Under Howard’s Intervention, government statistics show increased Aboriginal incarceration, increased suicide attempts and self harm, decreased school attendance and a loss of jobs. 

Ms Ellis has passionately testified to the damaging effects of the Intervention on her community. “Minister Jenny Macklin has us stuck in the welfare days, treats us like children being breast-fed by the government,” she said.

Under Stronger Futures, there are total alcohol and pornography bans on Aboriginal land. The phasing out of Community Development Employment Projects continues, blamed for the loss of thousands of jobs.

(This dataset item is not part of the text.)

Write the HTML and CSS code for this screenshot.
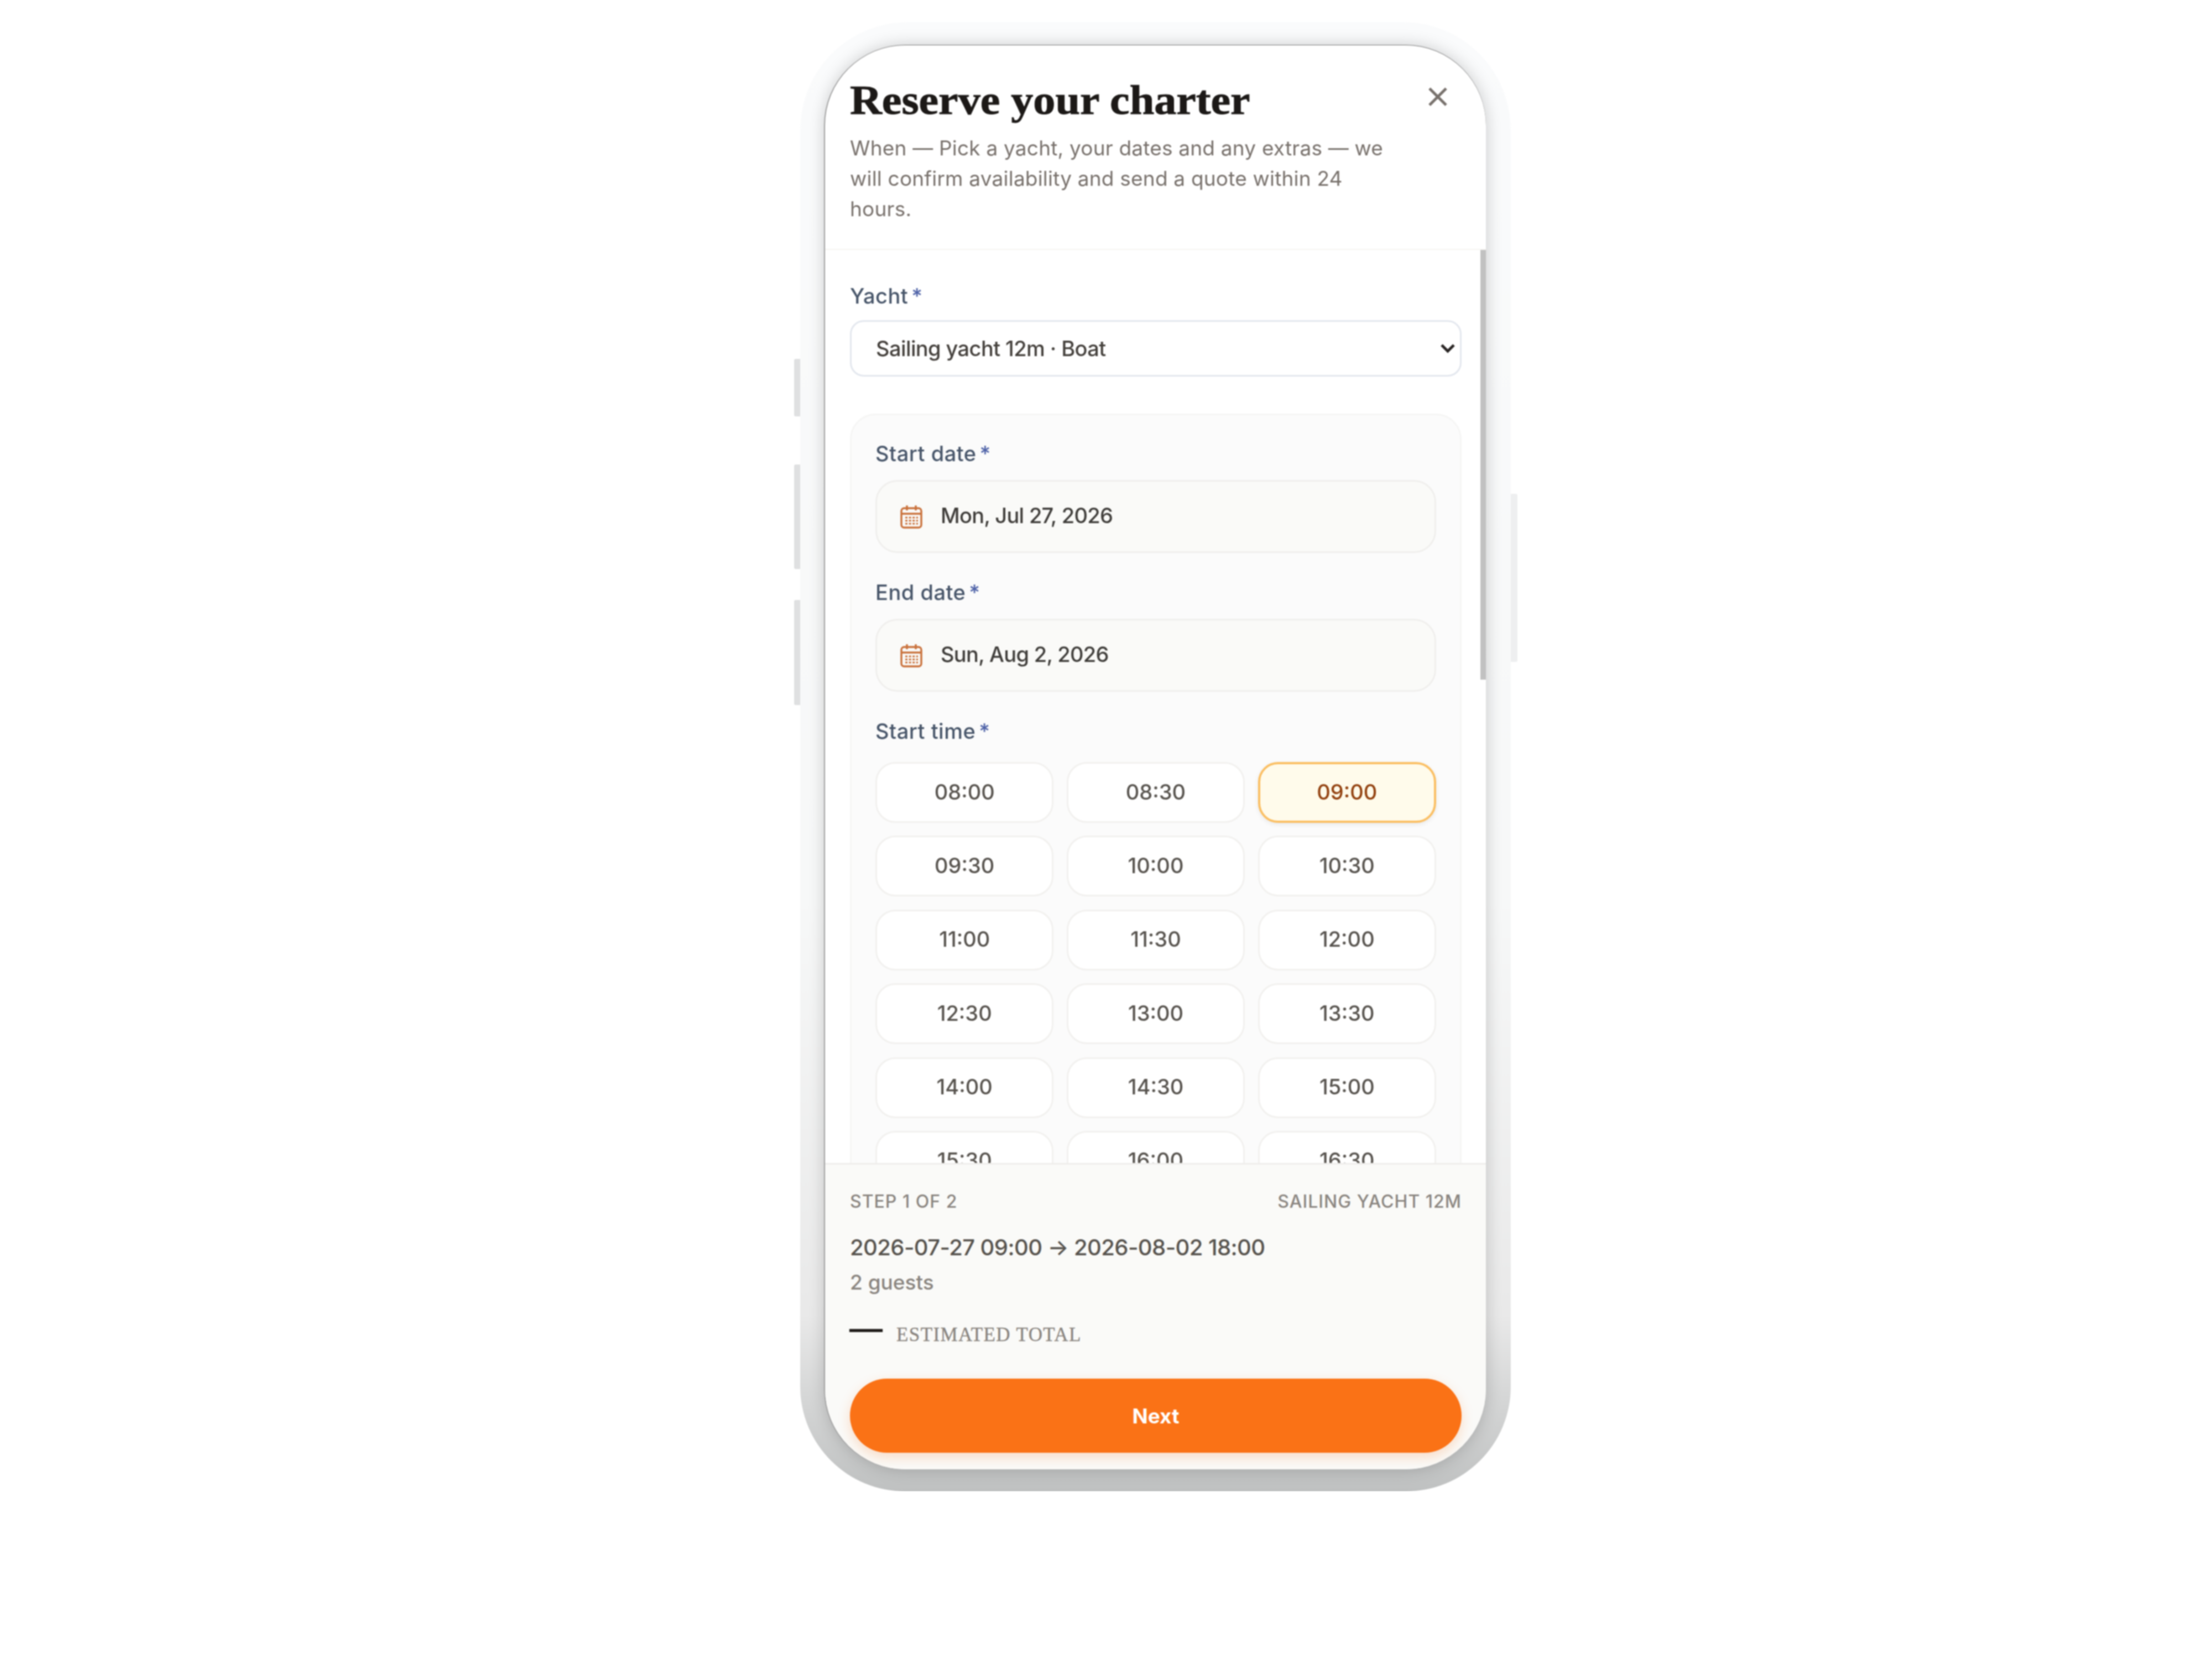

Kids who miss school more than five times over two terms can cause their family’s welfare payments to be suspended under the expanded School Enrolment and Attendance Measure.

Founding member and organiser of STICS, Paddy Gibson, accused Stronger Futures of holding Aboriginal people in “apartheid conditions”. Mr Gibson says the mindset behind this legislation is “fundamentally racist”. “They’re essentially saying that Aboriginal people can’t take care of themselves,” he said.

In particular, the STICS rally will denounce the expansion of income management to five trial sites outside the NT including Bankstown, NSW.

Introduced under the Intervention, the government says income management is designed to help people manage their money to meet essential household needs and expenses. Welfare payments, stored on a BasicsCard, disallow purchase of certain goods such as alcohol, tobacco, pornography and gambling products. It can be compulsorily implemented on people deemed vulnerable by a social worker or child protection authorities.

Mr Gibson called on all people to join the protest against Stronger Futures outside Ms Plibersek’s Chippendale office on March 21. STICS condemns “punitive” methods and advocates for the self-determination and empowerment of community-run organisations through larger funding. “If things are going to change on the ground in those [Aboriginal] communities, it’s going to be the people themselves that actually lead those initiatives,” he said.

Ms Plibersek said, “The government is considerably increasing the number of local Aboriginal people we employ as Indigenous Engagement Officers.”